Наилучшим образом, однако, выразили эту тягу к красоте не профессиональные критики и эстетики, но известный авиаконструктор О. Антонов, заявивший в 1961 году, что «в эпоху строительства коммунизма искусство должно пронизать всю нашу жизнь, всю действительность. Искусство, эстетика должны составлять органическую сторону общественного производства. Эстетическая сторона нашей деятельности сейчас, в эпоху строительства коммунизма, должна рассматриваться как важнейшая наряду с производством хлеба, стали и космических кораблей»[121].
Здесь мы оказываемся, однако, перед вопросом, ответа на который не найти у автора знаменитой формулы о «политизации эстетики» и «эстетизации политики»: почему Вальтер Беньямин видел эстетизацию политики в нацизме и не видел в социализме?

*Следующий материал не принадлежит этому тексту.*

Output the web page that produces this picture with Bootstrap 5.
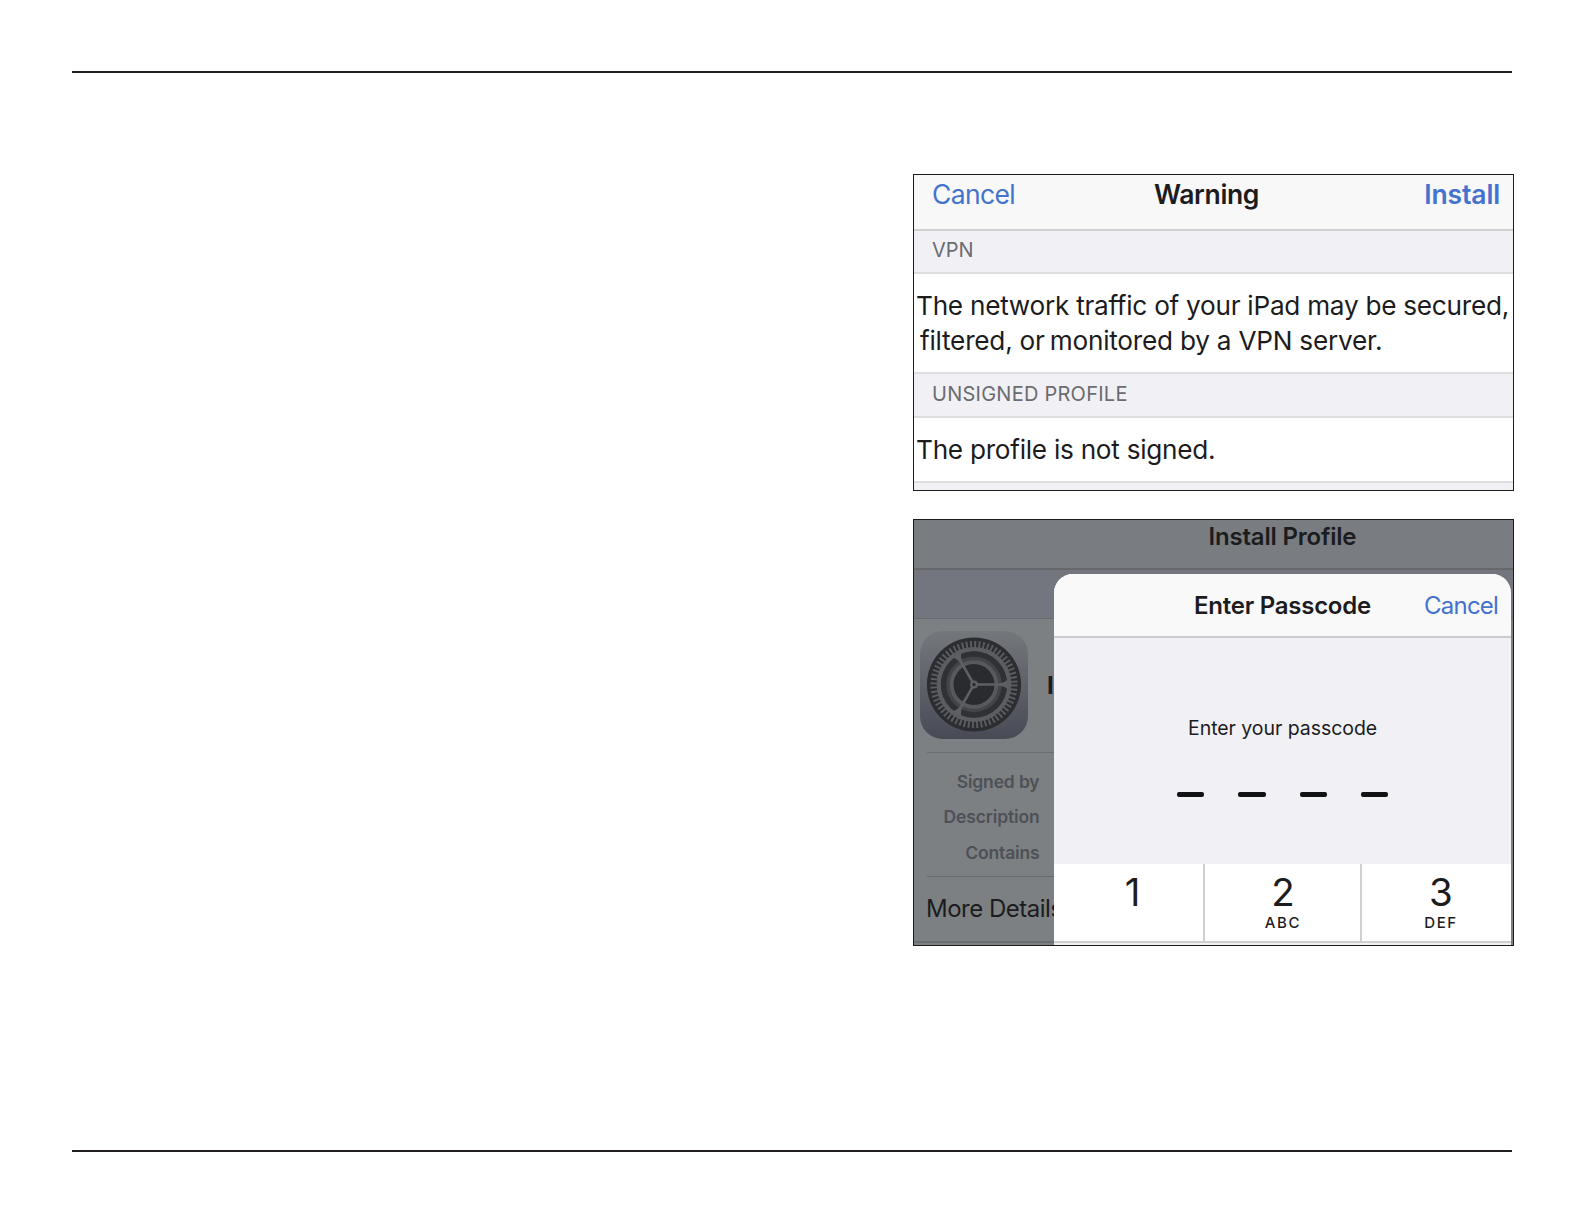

Почему он противопоставлял социалистическую и нацистскую стратегии, для которых едва ли не в равной мере были свойственны как эстетизация политического поля, так и резкая политизация сферы эстетического[122]? Вряд ли ответ только в политических преференциях Беньямина или в том, что нацистское искусство «уводило от жизни». Думается, что в нацизме дереализация жизни отличалась лишь откровенностью, которая не может рассматриваться в качестве точки расподобления эстетических стратегий социализма и нацизма. Более того, в нацизме не только в целом сохраняется прежний экономический «базис», но и сама «надстроечная» эстетизация производства сильно отличается от эстетизации труда при социализме[123], который идет куда глубже, меняя отношения собственности.